Start of MATERIAL PROVIDED

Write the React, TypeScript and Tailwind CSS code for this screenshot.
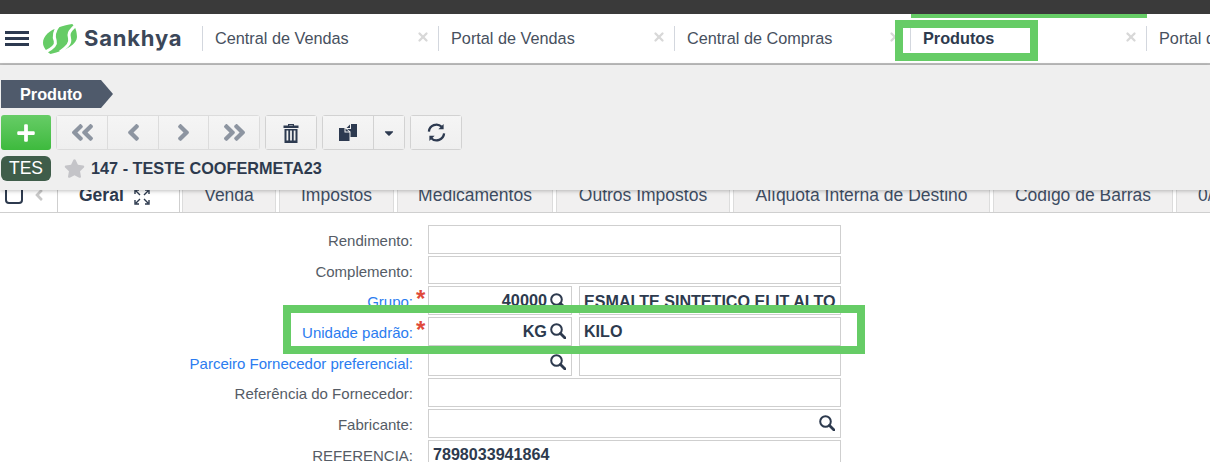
import { X } from 'lucide-react';
import { FaAngleDoubleLeft, FaAngleDoubleRight, FaAngleLeft, FaAngleRight, FaStar, FaCaretDown, FaPlus } from 'react-icons/fa';

const topTabs = [
  { label: 'Central de Vendas' },
  { label: 'Portal de Vendas' },
  { label: 'Central de Compras' },
  { label: 'Produtos', active: true },
  { label: 'Portal de Vendas' },
];

const subTabs = [
  { label: 'Venda', w: 'w-[94px]' },
  { label: 'Impostos', w: 'w-[115px]' },
  { label: 'Medicamentos', w: 'w-[156px]' },
  { label: 'Outros Impostos', w: 'w-[174px]' },
  { label: 'Alíquota Interna de Destino', w: 'w-[257px]' },
  { label: 'Código de Barras', w: 'w-[180px]' },
];

function Logo() {
  return (
    <svg viewBox="0 0 100 88" className="w-[34px] h-[30px]">
      <path d="M86 0C96 8 100 25 100 38C100 58 70 78 22 88C10 80 0 68 0 55C0 35 20 18 45 10C60 5 75 2 86 0Z" fill="#66cc66" />
      <path d="M46 4C30 25 32 40 36 50C40 62 28 72 8 82" fill="none" stroke="#fff" strokeWidth="9" />
      <path d="M94 6C76 22 74 30 78 42C82 56 72 66 50 82" fill="none" stroke="#fff" strokeWidth="9" />
    </svg>
  );
}

function SearchIcon({ className = '' }: { className?: string }) {
  return (
    <svg viewBox="0 0 16 16" className={`w-[16px] h-[16px] shrink-0 ${className}`} fill="none" stroke="#2d3a4e">
      <circle cx="6.500" cy="6.500" r="5.300" strokeWidth="2" />
      <path d="M10.500 10.500L15 15" strokeWidth="2.800" strokeLinecap="round" />
    </svg>
  );
}

function TrashIcon() {
  return (
    <svg viewBox="0 0 16 20" className="w-[16px] h-[20px]" fill="#2d3a50">
      <path d="M5 2.500V1h6v1.500h4.500V5H.5V2.500zM6.200 2.500h3.600V2H6.200z" />
      <path fillRule="evenodd" d="M1.500 6h13v14h-13zM3.500 7.500v10h1.800v-10zM7.100 7.500v10h1.800v-10zM10.700 7.500v10h1.800v-10z" />
    </svg>
  );
}

function CopyIcon() {
  return (
    <svg viewBox="0 0 18 17" className="w-[18px] h-[17px]" fill="#2d3a50">
      <path d="M0 4H5.500V8.500H10.500V17H0Z" />
      <path d="M6.500 4.500L10 7.500H6.500Z" />
      <path d="M11 0.500V4H7.500Z" />
      <path d="M12 0H18V13H11.500V7.500L8 5H12Z" />
    </svg>
  );
}

function RefreshIcon() {
  return (
    <svg viewBox="0 0 20 20" className="w-[19px] h-[19px]" fill="none" stroke="#2d3a50" strokeWidth="2.400">
      <path d="M2 9A8 8 0 0 1 15.500 4" />
      <path d="M18 11A8 8 0 0 1 4.500 16" />
      <path d="M17.500 1v5.500H12z" fill="#2d3a50" stroke="none" />
      <path d="M2.500 19v-5.500H8z" fill="#2d3a50" stroke="none" />
    </svg>
  );
}

function ToolButton({ children, className = '' }: { children: React.ReactNode; className?: string }) {
  return (
    <button className={`h-full flex items-center justify-center bg-gradient-to-b from-[#f5f5f5] to-[#efefef] ${className}`}>
      {children}
    </button>
  );
}

function Row({ label, link, required, children }: { label: string; link?: boolean; required?: boolean; children: React.ReactNode }) {
  return (
    <div className="flex h-[28.67px] mb-[2px]">
      <div className={`w-[413px] shrink-0 flex items-center justify-end pt-[4px] text-[15px] whitespace-nowrap ${link ? 'text-[#2b7cf0]' : 'text-[#555c66]'}`}>{label}:</div>
      <div className="w-[15px] shrink-0 relative">
        {required && <span className="absolute left-[3px] top-[-1px] text-[#e04a3a] text-[24px] leading-[28px] font-bold">*</span>}
      </div>
      <div className="flex gap-[7px] h-full">{children}</div>
    </div>
  );
}

function Lookup({ value, wide }: { value?: string; wide?: boolean }) {
  return (
    <div className={`${wide ? 'w-[413px]' : 'w-[144px]'} h-full border border-[#cfcfcf] flex items-center justify-end pr-[5px] gap-[3px]`}>
      {value && <span className="font-bold text-[#2d3a4e] text-[16.250px]">{value}</span>}
      <SearchIcon />
    </div>
  );
}

function Box({ value, className = 'w-[413px]' }: { value?: string; className?: string }) {
  return (
    <div className={`${className} h-full border border-[#cfcfcf] flex items-center pl-[4px] font-bold text-[#2d3a4e] text-[16.100px] whitespace-nowrap overflow-hidden`}>
      {value}
    </div>
  );
}

export default function App() {
  return (
    <div className="relative w-[1210px] h-[462px] overflow-hidden bg-white font-['Liberation_Sans',Arial,sans-serif]">
      <div className="h-[14px] bg-[#3a3a3a]" />

      <header className="h-[51px] bg-white border-b-2 border-[#bdbdbd] flex items-center overflow-hidden">
        <div className="w-[24px] shrink-0 ml-[5px] flex flex-col gap-[3px]">
          <span className="h-[3px] bg-[#2d3a50]" />
          <span className="h-[3px] bg-[#2d3a50]" />
          <span className="h-[3px] bg-[#2d3a50]" />
        </div>
        <div className="ml-[14px] shrink-0"><Logo /></div>
        <span className="ml-[7px] w-[118px] shrink-0 text-[22px] font-bold text-[#3b4759] font-['Inter',sans-serif] tracking-[0.8px]">Sankhya</span>
        <div className="flex shrink-0">
          {topTabs.map((t, i) => (
            <div key={i} className="w-[236px] h-[25px] shrink-0 border-l border-[#d3d7de] flex items-center pl-[12px] relative">
              <span className={`text-[16.250px] whitespace-nowrap ${t.active ? 'font-bold text-[#2d3a4e]' : 'text-[#47505e]'}`}>{t.label}</span>
              <X className="absolute right-[8px] top-[4px] w-[14px] h-[14px] text-[#d8d8d8]" strokeWidth={4} />
            </div>
          ))}
        </div>
      </header>

      <section className="relative z-10 h-[125px] bg-[#efefef] shadow-[0_1px_4px_rgba(0,0,0,0.25)] pl-[1px] pt-[15px]">
        <div className="relative w-[100px] h-[28px] bg-[#4f5a6b] flex items-center pl-[19px] text-white font-bold text-[16.250px]">
          Produto
          <span className="absolute left-full top-0 border-y-[14px] border-y-transparent border-l-[12px] border-l-[#4f5a6b]" />
        </div>

        <div className="flex h-[35px] mt-[7px]">
          <button className="w-[50px] h-full rounded-[3px] bg-gradient-to-b from-[#66cc66] to-[#3dba3d] flex items-center justify-center text-white text-[20px]">
            <FaPlus />
          </button>
          <div className="ml-[5px] flex h-full border border-[#dcdcdc] rounded-[3px] divide-x divide-[#dcdcdc] text-[#8d95a1]">
            <ToolButton className="w-[51px] text-[27px]"><FaAngleDoubleLeft /></ToolButton>
            <ToolButton className="w-[51px] text-[27px]"><FaAngleLeft /></ToolButton>
            <ToolButton className="w-[50px] text-[27px]"><FaAngleRight /></ToolButton>
            <ToolButton className="w-[50px] text-[27px]"><FaAngleDoubleRight /></ToolButton>
          </div>
          <div className="ml-[5px] h-full border border-[#d2d2d2] rounded-[3px] w-[52px]">
            <ToolButton className="w-full"><TrashIcon /></ToolButton>
          </div>
          <div className="ml-[5px] flex h-full border border-[#d2d2d2] rounded-[3px] divide-x divide-[#d2d2d2]">
            <ToolButton className="w-[51px]"><CopyIcon /></ToolButton>
            <ToolButton className="w-[30px] text-[#2d3a50] text-[14px]"><FaCaretDown /></ToolButton>
          </div>
          <div className="ml-[5px] h-full border border-[#d2d2d2] rounded-[3px] w-[52px]">
            <ToolButton className="w-full"><RefreshIcon /></ToolButton>
          </div>
        </div>

        <div className="flex items-center h-[25px] mt-[6px]">
          <span className="w-[50px] h-full rounded-[6px] bg-[#3f5d4a] text-white text-[17.500px] flex items-center justify-center">TES</span>
          <FaStar className="ml-[13px] text-[21px] text-[#c4c4c8]" />
          <span className="ml-[6px] font-bold text-[16.250px] text-[#2d3a4e] whitespace-nowrap">147 - TESTE COOFERMETA23</span>
        </div>
      </section>

      {/* tab strip slides under the gray panel, only its lower half shows */}
      <div className="relative -mt-[12px] h-[35px] flex border-b border-[#cfcfcf] overflow-hidden">
        <div className="w-[57px] shrink-0 h-full relative">
          <span className="absolute left-[5px] top-[5px] w-[18px] h-[21px] border-2 border-[#2d3a4e] rounded-[4px]" />
          <FaAngleLeft className="absolute left-[30px] top-[8px] text-[#c8c8c8] text-[18px]" />
        </div>
        <div className="w-[123px] shrink-0 h-full bg-white border-x border-[#cfcfcf] flex items-center justify-start pl-[21px] gap-[10px] text-[17.500px] font-bold text-[#2d3a4e]">
          Geral
          <svg viewBox="0 0 16 16" className="w-[16px] h-[16px] mt-[3px]" fill="none" stroke="#2d3a4e" strokeWidth="1.400">
            <path d="M1 5V1h4M11 1h4v4M1 11v4h4M15 11v4h-4M2 2l4 4M14 2l-4 4M2 14l4-4M14 14l-4-4" />
          </svg>
        </div>
        <div className="flex gap-[3px] ml-[2px] shrink-0">
          {subTabs.map((t) => (
            <div key={t.label} className={`${t.w} h-full shrink-0 bg-[#f1f0f0] border-x border-[#dcdcdc] flex items-center justify-center text-[17.500px] text-[#3e4d63] whitespace-nowrap`}>
              {t.label}
            </div>
          ))}
          <div className="w-[60px] h-full shrink-0 bg-[#f1f0f0] border-l border-[#dcdcdc] flex items-center pl-[21px] text-[17.500px] text-[#3e4d63] whitespace-nowrap">0/</div>
        </div>
      </div>

      <form className="pt-[12px]">
        <Row label="Rendimento"><Box /></Row>
        <Row label="Complemento"><Box /></Row>
        <Row label="Grupo" link required>
          <Lookup value="40000" />
          <Box value="ESMALTE SINTETICO ELIT ALTO" className="w-[262px]" />
        </Row>
        <Row label="Unidade padrão" link required>
          <Lookup value="KG" />
          <Box value="KILO" className="w-[262px]" />
        </Row>
        <Row label="Parceiro Fornecedor preferencial" link>
          <Lookup />
          <Box className="w-[262px]" />
        </Row>
        <Row label="Referência do Fornecedor"><Box /></Row>
        <Row label="Fabricante"><Lookup wide /></Row>
        <Row label="REFERENCIA"><Box value="7898033941864" /></Row>
      </form>

      {/* green highlight marks drawn over the screenshot */}
      <div className="absolute z-20 left-[911px] top-[14px] w-[236px] h-[4px] bg-[#66cc66]" />
      <div className="absolute z-20 left-[895px] top-[20px] w-[143px] h-[41px] border-[8px] border-[#66cc66]" />
      <div className="absolute z-20 left-[283px] top-[305px] w-[582px] h-[49px] border-[8px] border-[#66cc66]" />
    </div>
  );
}
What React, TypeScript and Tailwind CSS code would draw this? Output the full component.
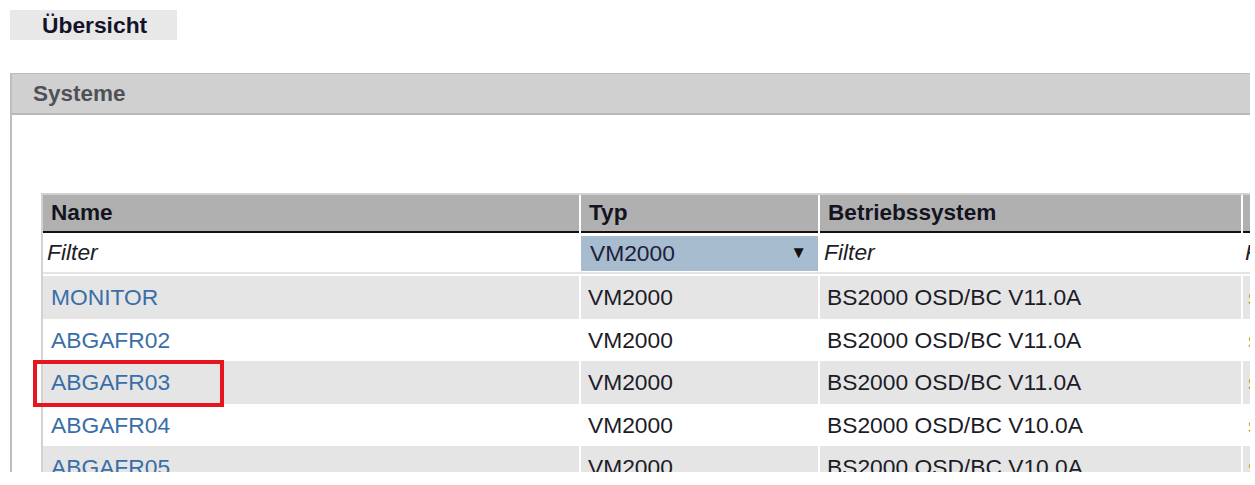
import React from "react";

const rows = [
  { name: "MONITOR", typ: "VM2000", bs: "BS2000 OSD/BC V11.0A" },
  { name: "ABGAFR02", typ: "VM2000", bs: "BS2000 OSD/BC V11.0A" },
  { name: "ABGAFR03", typ: "VM2000", bs: "BS2000 OSD/BC V11.0A" },
  { name: "ABGAFR04", typ: "VM2000", bs: "BS2000 OSD/BC V10.0A" },
  { name: "ABGAFR05", typ: "VM2000", bs: "BS2000 OSD/BC V10.0A" },
];

const cols = "grid grid-cols-[536px_237px_421px_200px] gap-x-[2px]";

export default function App() {
  return (
    <div
      className="relative w-[1255px] h-[485px] overflow-hidden bg-white text-[#1e1e1e]"
      style={{ fontFamily: '"Liberation Sans", Arial, sans-serif' }}
    >
      <div className="w-[1250px] h-[472px] overflow-hidden">
        <div className="pt-[10px] pl-[10px]">
          <div className="w-[167px] h-[30px] bg-[#e8e8e8] pl-[32px] text-[22.8px] leading-[30px] font-bold text-[#141428]">
            Übersicht
          </div>
        </div>
        <div className="ml-[10px] mt-[33px] border-l-2 border-t border-[#bdbdbd]">
          <div className="h-[41px] bg-[#d0d0d0] border-b-2 border-[#b8b8b8] pl-[21px] text-[22.5px] leading-[39px] font-bold text-[#505058]">
            Systeme
          </div>
          <div className="pl-[29px] pt-[78px]">
            <div className="border-l-2 border-t-2 border-[#d2d2d2]">
              <div className={`${cols} bg-white`}>
                {["Name", "Typ", "Betriebssystem", ""].map((h, i) => (
                  <div
                    key={i}
                    className="h-[38px] bg-[#b0b0b0] border-b-2 border-[#111] pl-[8px] text-[22.6px] leading-[36px] font-bold text-[#14141e] whitespace-nowrap"
                  >
                    {h}
                  </div>
                ))}
              </div>
              <div className={`${cols} bg-white h-[39px] items-center`}>
                <div className="pl-[4px] text-[22.8px] italic text-[#1e1e2a]">Filter</div>
                <div className="h-[35px] mt-[1px] bg-[#a7bccf] flex items-center justify-between pl-[9px] pr-[11px] text-[22.8px] text-[#20203a]">
                  <span>VM2000</span>
                  <span className="text-[17px] text-[#111]">▼</span>
                </div>
                <div className="pl-[4px] text-[22.8px] italic text-[#1e1e2a]">Filter</div>
                <div className="pl-[2px] text-[22.8px] italic text-[#1e1e2a]">Filter</div>
              </div>
              <div className="h-[2px] bg-[#e4e4e4]" />
              <div className="h-[2px] bg-white" />
              {rows.map((r, i) => (
                <div key={r.name} className={`${cols} bg-white`}>
                  {[r.name, r.typ, r.bs, "s"].map((c, j) => (
                    <div
                      key={j}
                      className={`h-[42.5px] flex items-center whitespace-nowrap text-[22.8px] ${
                        i % 2 === 0 ? "bg-[#e5e5e5]" : "bg-white"
                      } ${j === 0 ? "pl-[8px] text-[#3a6ea8]" : j === 3 ? "pl-[5px] text-[#c08a30]" : "pl-[7px] text-[#1c1c28]"}`}
                    >
                      {c}
                    </div>
                  ))}
                </div>
              ))}
            </div>
          </div>
        </div>
      </div>
      <div className="absolute left-[33px] top-[360px] w-[191px] h-[47px] border-4 border-[#e5161e]" />
    </div>
  );
}
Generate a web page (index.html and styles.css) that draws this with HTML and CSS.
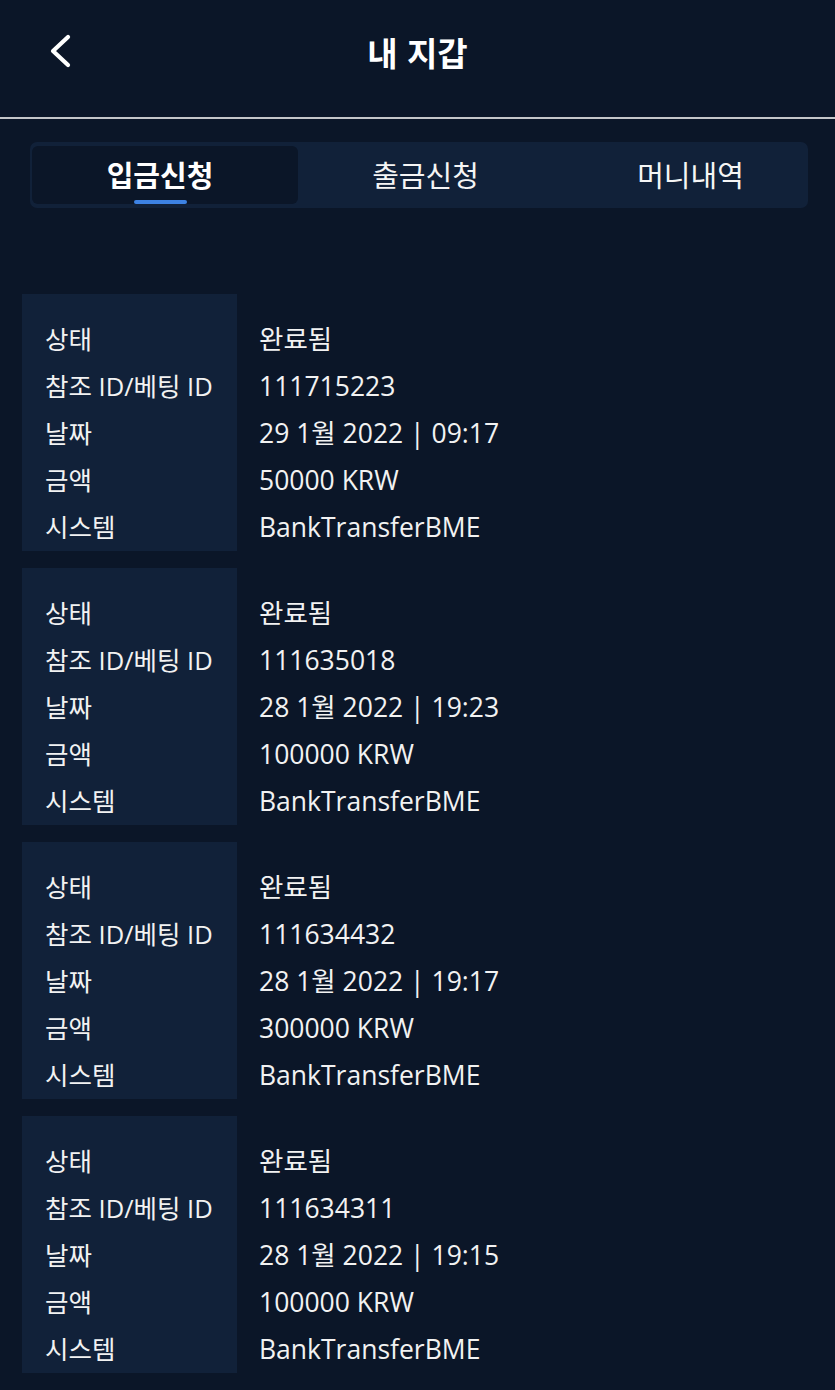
FILE: index.html
```html
<!DOCTYPE html>
<html lang="ko">
<head>
<meta charset="utf-8">
<link rel="stylesheet" href="styles.css">
</head>
<body>
<header class="topbar">
  <span class="back" aria-label="back">
    <svg width="24" height="34" viewBox="0 0 24 34"><path d="M20 3 L5 17 L20 31" fill="none" stroke="#fff" stroke-width="4.2" stroke-linecap="round" stroke-linejoin="round"/></svg>
  </span>
  <h1 class="title">내 지갑</h1>
</header>
<nav class="tabs">
  <div class="tab active"><span class="tab-label">입금신청</span><span class="bar"></span></div>
  <div class="tab"><span class="tab-label">출금신청</span></div>
  <div class="tab"><span class="tab-label">머니내역</span></div>
</nav>
<main class="list">
  <section class="card">
    <div class="labels"><div>상태</div><div>참조 ID/베팅 ID</div><div>날짜</div><div>금액</div><div>시스템</div></div>
    <div class="values"><div>완료됨</div><div>111715223</div><div>29 1월 2022 | 09:17</div><div>50000 KRW</div><div>BankTransferBME</div></div>
  </section>
  <section class="card">
    <div class="labels"><div>상태</div><div>참조 ID/베팅 ID</div><div>날짜</div><div>금액</div><div>시스템</div></div>
    <div class="values"><div>완료됨</div><div>111635018</div><div>28 1월 2022 | 19:23</div><div>100000 KRW</div><div>BankTransferBME</div></div>
  </section>
  <section class="card">
    <div class="labels"><div>상태</div><div>참조 ID/베팅 ID</div><div>날짜</div><div>금액</div><div>시스템</div></div>
    <div class="values"><div>완료됨</div><div>111634432</div><div>28 1월 2022 | 19:17</div><div>300000 KRW</div><div>BankTransferBME</div></div>
  </section>
  <section class="card">
    <div class="labels"><div>상태</div><div>참조 ID/베팅 ID</div><div>날짜</div><div>금액</div><div>시스템</div></div>
    <div class="values"><div>완료됨</div><div>111634311</div><div>28 1월 2022 | 19:15</div><div>100000 KRW</div><div>BankTransferBME</div></div>
  </section>
</main>
</body>
</html>
```

FILE: styles.css
```css
html, body {
  margin: 0;
  padding: 0;
  background: #0b1628;
  color: #f2f2f2;
  font-family: "Open Sans", "Noto Sans CJK KR", sans-serif;
  width: 835px;
  height: 1390px;
  overflow: hidden;
}

.topbar {
  position: relative;
  height: 117px;
  border-bottom: 2px solid #c4c6c9;
  display: flex;
  align-items: center;
  justify-content: center;
  box-sizing: content-box;
}

.back {
  position: absolute;
  left: 48px;
  top: 34px;
  display: block;
  line-height: 0;
}

.title {
  margin: 0;
  margin-top: -14px;
  font-family: "Noto Sans CJK KR", sans-serif;
  font-size: 33px;
  font-weight: 700;
  color: #ffffff;
  letter-spacing: 0;
}

.tabs {
  margin: 23px 0 0 30px;
  width: 778px;
  height: 66px;
  box-sizing: border-box;
  padding: 4px 2px;
  background: #112139;
  border-radius: 7px;
  display: flex;
}

.tab {
  position: relative;
  flex: 0 0 265px;
  display: flex;
  align-items: center;
  justify-content: center;
  padding-right: 10px;
  box-sizing: border-box;
  font-family: "Noto Sans CJK KR", sans-serif;
  font-size: 29px;
  color: #f5f5f5;
}

.tab.active {
  flex-basis: 266px;
  background: #0b1628;
  border-radius: 6px;
  font-weight: 700;
  color: #ffffff;
}

.tab-label {
  line-height: 1;
  margin-top: -2px;
}

.bar {
  position: absolute;
  left: 102px;
  bottom: 0;
  width: 53px;
  height: 4px;
  border-radius: 2px;
  background: #3d82e3;
}

.list {
  margin: 86px 0 0 22px;
  display: flex;
  flex-direction: column;
  gap: 17px;
}

.card {
  display: flex;
  line-height: 47px;
}

.labels {
  width: 215px;
  box-sizing: border-box;
  background: #112139;
  padding: 22px 0 0 23px;
  font-size: 25.5px;
}

.values {
  padding: 22px 0 0 22px;
  font-size: 26.5px;
}

.labels div, .values div {
  height: 47px;
  white-space: nowrap;
}
```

End of MATERIAL PROVIDED

DO THIS:
Begin at the first line of the data above and repeat each line exactly, stopping after the line containing "FaStar, FaCaretDown, FaPlus". Omit the pictures.

THE SOLUTION:
Write the React, TypeScript and Tailwind CSS code for this screenshot.
import { X } from 'lucide-react';
import { FaAngleDoubleLeft, FaAngleDoubleRight, FaAngleLeft, FaAngleRight, FaStar, FaCaretDown, FaPlus } from 'react-icons/fa';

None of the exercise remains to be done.